Smithy looks at alternative, or complementary, currencies (such as one in San Francisco called Bread dollars) to see a model of an actually existing democratic monetary system. I had always been charmed by alternative currency projects, but I had not realized that they provide an important model of a democratic monetary system. They are democratic in that every person who has signed onto the currency has one vote --for instance, if the Bread dollars organizers suggest making a bread dollars loan or want to introduce more Bread dollars into circulation. They even aim for consensus, modifying decisions until everyone agrees. (Recall the wisdom of crowds...)
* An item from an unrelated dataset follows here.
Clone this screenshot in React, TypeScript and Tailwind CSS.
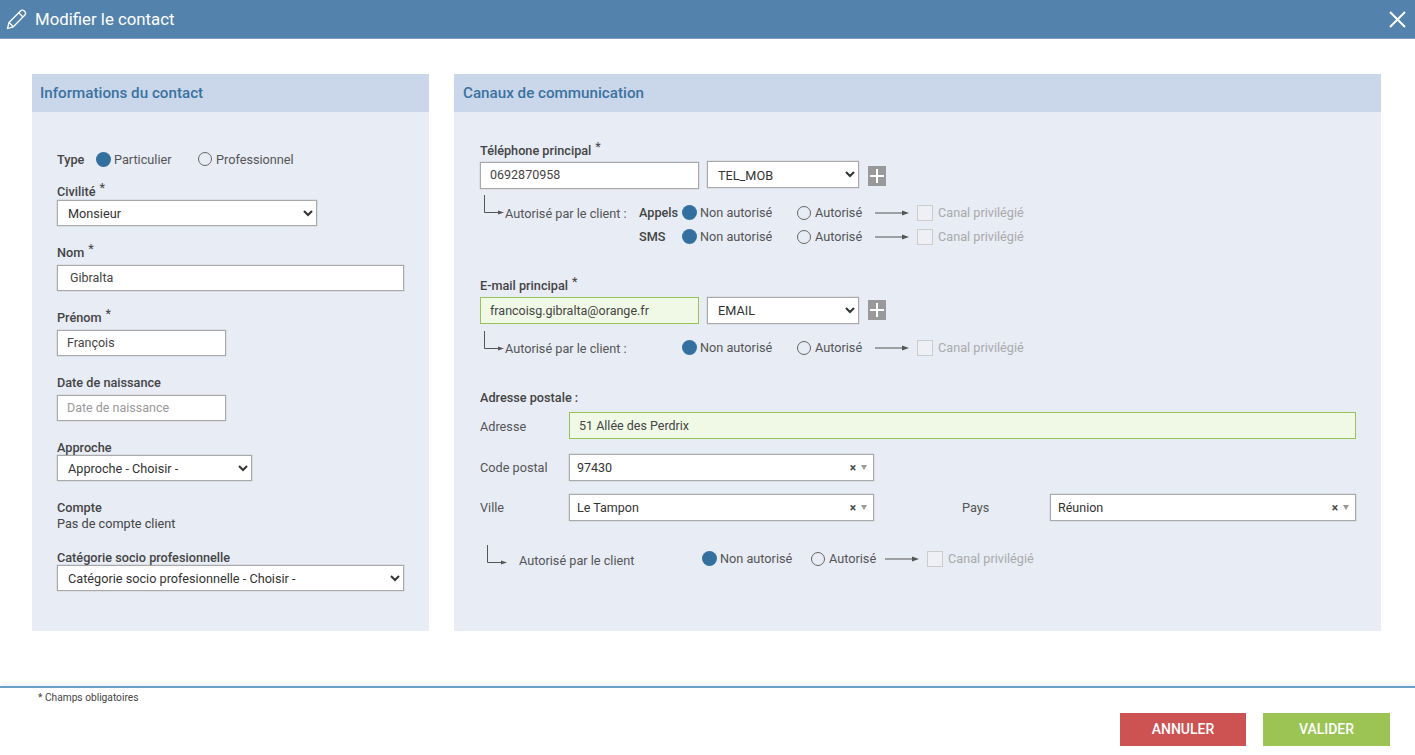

And so, this helps me clarify my suspicion of the term socially responsible investment. Interesting that while reviewing the definition of that term earlier this week I said I kind of liked the definition...I was forgetting that for me, socially responsible means democratic -that everyone can participate in the decisions that affect all of us. I believe in democracy as a spiritual and political good --perhaps the one I care most about right now. Socially responsible investing is NOT about making investment decisions and economic development more democratic. It's a way of lessening certain forms of exploitation and abuse BUT IT SO EASILY DISTRACTS, EVEN ME, FROM THE FUNDAMENTAL PROBLEMS OF AN UNDEMOCRATIC MONETARY SYSTEM. Whew. I prefer what is called socially responsible investing to other kinds of investing, but I want a still more radical term, like democratic monetary system, to ground us and guide the changes we ask for.

So, now I have to clarify the ways in which the national (and international) dominant monetary system is not democratic. And what it would mean/ look like if it were democratic!

This gets to the crux of how capitalism and democracy can (or can't) coexist--something I'm still exploring.